A decisão de 31 de agosto da Comissão Intergestores Tripartite sobre a Política Nacional de Atenção Básica (PNAB) confirma, lamentavelmente, as denúncias feitas nos últimos meses por várias entidades de Saúde Coletiva, como o CEBES, a Abrasco e, em São Paulo, a APSP - Associação Paulista de Saúde Pública. A nova PNAB não contempla reivindicações históricas dos profissionais de saúde e contraria o Conselho Nacional de Saúde, instância máxima de participação social em saúde no País. A declaração do ministro Barros de que "a legislação anterior não considerava as especificidades locais, como o perfil social, nem atendiam bairros com menor número de habitantes" não poderia ser mais infeliz, pois trata-se justamente do oposto. O ministro parece não saber do que fala, repetindo ideias desconexas preparadas por sua assessoria de imprensa. Anunciada como "outra novidade", a possibilidade da contratação de profissionais de saúde para atuar na Atenção Básica com "flexibilização da carga-horária" é a oficialização da precarização ainda maior do trabalho nesse nível de atenção. O Brasil precisa do oposto disso, conforme reivindicam as entidades sindicais pelo país afora, que lutam pela profissionalização do trabalho em saúde, com dedicação integral ao SUS, plano de cargos, carreiras e salários, implantação do trabalho decente em saúde, conforme preconiza a Organização Internacional do Trabalho (OIT).
O requisito de que profissionais de saúde exerçam jornadas completas de trabalho (40 horas semanais) jamais dificultou o recrutamento de pessoal profissional qualificado. Há farta literatura científica demonstrando isto. O anúncio de que, agora, "as prefeituras vão poder contratar até três profissionais de mesma categoria para cumprir as 40 horas semanais de sua área de atuação", com cada profissional cumprindo "um mínimo de 10 horas" é um despropósito, uma afronta aos princípios do SUS e contrariam as recomendações dos melhores pesquisadores brasileiros e de outros países, que analisam o trabalho em saúde na Atenção Primária. É uma porta aberta para a precarização, o clientelismo político-partidário via o chamado “cabide de emprego” e para o trabalho não decente no SUS. Ao invés de profissionalizar, a opção é por precarizar ainda mais.

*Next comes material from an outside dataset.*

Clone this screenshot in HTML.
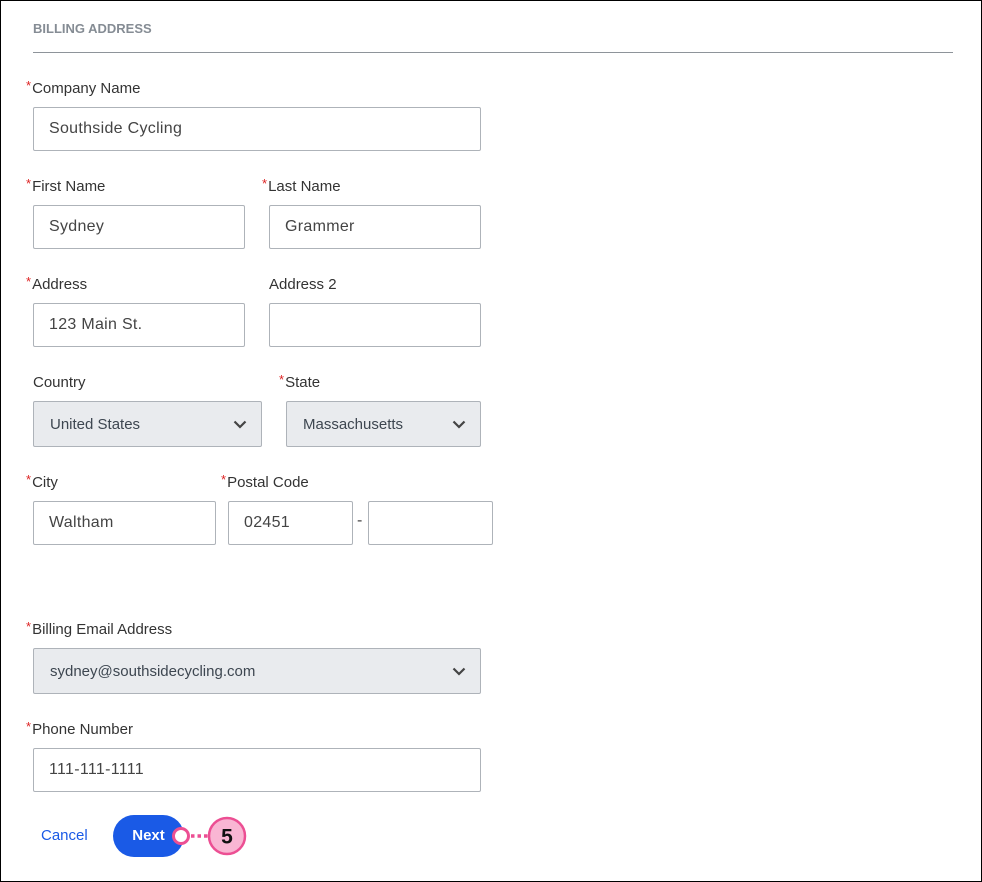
<!DOCTYPE html><html><head><style>
body{margin:0;width:982px;height:882px;position:relative;font-family:"Liberation Sans",sans-serif;background:#fff;overflow:hidden}
.frame{position:absolute;left:0;top:0;width:980px;height:880px;border:1px solid #000}
.a{position:absolute}
.lb{position:absolute;font-size:15px;color:#333;}
.lb i{font-style:normal;color:#d22;font-size:13px;position:relative;top:-3px;margin-right:1px}
.in{position:absolute;box-sizing:border-box;border:1px solid #aeb3b9;border-radius:2px;background:#fff;font-size:16px;color:#444;padding-left:15px;display:flex;align-items:center;letter-spacing:.3px}
.sel{background:#e9ebee;font-size:15px;color:#3d4650;padding-left:16px;letter-spacing:0}
.sel svg{position:absolute;right:14px;top:50%;margin-top:-4px}
</style></head><body><div class="frame"></div>
<div class="a" style="left:33px;top:21px;font-size:13px;font-weight:bold;color:#858c94">BILLING ADDRESS</div>
<div class="a" style="left:33px;top:52px;width:920px;height:1px;background:#8e949a"></div>
<div class="lb" style="left:26px;top:80px"><i>*</i>Company Name</div>
<div class="in" style="left:33px;top:107px;width:448px;height:44px">Southside Cycling</div>
<div class="lb" style="left:26px;top:178px"><i>*</i>First Name</div>
<div class="lb" style="left:262px;top:178px"><i>*</i>Last Name</div>
<div class="in" style="left:33px;top:205px;width:212px;height:44px">Sydney</div>
<div class="in" style="left:269px;top:205px;width:212px;height:44px">Grammer</div>
<div class="lb" style="left:26px;top:276px"><i>*</i>Address</div>
<div class="lb" style="left:269px;top:276px">Address 2</div>
<div class="in" style="left:33px;top:303px;width:212px;height:44px">123 Main St.</div>
<div class="in" style="left:269px;top:303px;width:212px;height:44px"></div>
<div class="lb" style="left:33px;top:374px">Country</div>
<div class="lb" style="left:279px;top:374px"><i>*</i>State</div>
<div class="in sel" style="left:33px;top:401px;width:229px;height:46px">United States<svg width="14" height="9" viewBox="0 0 14 9"><path d="M1.5 1.5L7 7l5.5-5.5" fill="none" stroke="#444" stroke-width="2.2"/></svg></div>
<div class="in sel" style="left:286px;top:401px;width:195px;height:46px">Massachusetts<svg width="14" height="9" viewBox="0 0 14 9"><path d="M1.5 1.5L7 7l5.5-5.5" fill="none" stroke="#444" stroke-width="2.2"/></svg></div>
<div class="lb" style="left:26px;top:474px"><i>*</i>City</div>
<div class="lb" style="left:221px;top:474px"><i>*</i>Postal Code</div>
<div class="in" style="left:33px;top:501px;width:183px;height:44px">Waltham</div>
<div class="in" style="left:228px;top:501px;width:125px;height:44px">02451</div>
<div class="a" style="left:357px;top:512px;font-size:16px;color:#444">-</div>
<div class="in" style="left:368px;top:501px;width:125px;height:44px"></div>
<div class="lb" style="left:26px;top:621px"><i>*</i>Billing Email Address</div>
<div class="in sel" style="left:33px;top:648px;width:448px;height:46px">sydney@southsidecycling.com<svg width="14" height="9" viewBox="0 0 14 9"><path d="M1.5 1.5L7 7l5.5-5.5" fill="none" stroke="#444" stroke-width="2.2"/></svg></div>
<div class="lb" style="left:26px;top:721px"><i>*</i>Phone Number</div>
<div class="in" style="left:33px;top:748px;width:448px;height:44px">111-111-1111</div>
<div class="a" style="left:41px;top:827px;font-size:15px;color:#1a5ae6">Cancel</div>
<div class="a" style="left:113px;top:815px;width:71px;height:42px;border-radius:21px;background:#1a5ae6;color:#fff;font-weight:bold;font-size:15px;line-height:42px;text-align:center">Next</div>
<svg class="a" style="left:170px;top:815px" width="80" height="44"><circle cx="11" cy="21" r="7.5" fill="#fff" stroke="#ec4f93" stroke-width="3"/><path d="M21 21H38" stroke="#ec4f93" stroke-width="3.5" stroke-dasharray="3.5 3"/><circle cx="57" cy="21" r="18" fill="#f9b6d3" stroke="#ec4f93" stroke-width="2.5"/><text x="57" y="28.5" font-family="Liberation Sans" font-weight="bold" font-size="21" text-anchor="middle" fill="#111">5</text></svg>
</body></html>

Lamentavelmente o Conasems e o Conass estão sendo coniventes com o governo federal e se colocando em oposição ao que defende o Conselho Nacional de Saúde. Afirmar que "foi um longo debate" não corresponde aos fatos. Pode ter sido um longo debate entre gestores, representando governos estaduais e municipais, mas foi um debate que excluiu os profissionais de saúde e suas entidades e, sobretudo, os movimentos sociais de saúde que representam os usuários do SUS, que não tiveram ouvidas suas reivindicações. Não há "grande avanço", há retrocesso. Grave retrocesso, que implicará ainda mais arrocho salarial e dificuldades para compor equipes vinculadas às populações dos territórios, que desenvolva e fortaleça vínculos com os usuários. A chamada "flexibilização da Atenção Básica" corresponde a um golpe profundo na estratégia Saúde da Família. Não há qualquer "avanço na Atenção Básica como ação prioritária para o SUS”, pois em nada foi alterado o modelo hospitalocêntrico que predomina no SUS.
As decisões tomadas pela Comissão Intergestores Tripartite não contribuem em nada para a mudança do modelo de atenção, com a Atenção Básica assumindo o papel de coordenadora da produção do cuidado em saúde, conforme recomendam as melhores pesquisas científicas sobre cuidados de saúde, e reivindicam os especialistas mais respeitados no assunto e os profissionais de saúde.
É mais um atraso, um enorme passo atrás para o SUS.
É saudável que o presidente do Conass, Dr. Michele Caputo, reconheça que "toda política está condicionada a ser revisada", pois isto terá de ser feito para que, de fato, seja possível avançar na solução dos graves problemas enfrentados pelo SUS, notadamente o crônico subfinanciamento do sistema. Avanço mesmo seria reverter a chamada "PEC da Morte" que congelou o financiamento do SUS por 20 anos, pôr fim à privatização dos serviços, barrar as terceirizações para as mal denominadas Organizações Sociais de Saúde e criar a Carreira Nacional Única do SUS. Sem essas decisões é uma fantasia que "a partir de agora os municípios terão autonomia para reorganizar a Atenção Básica local".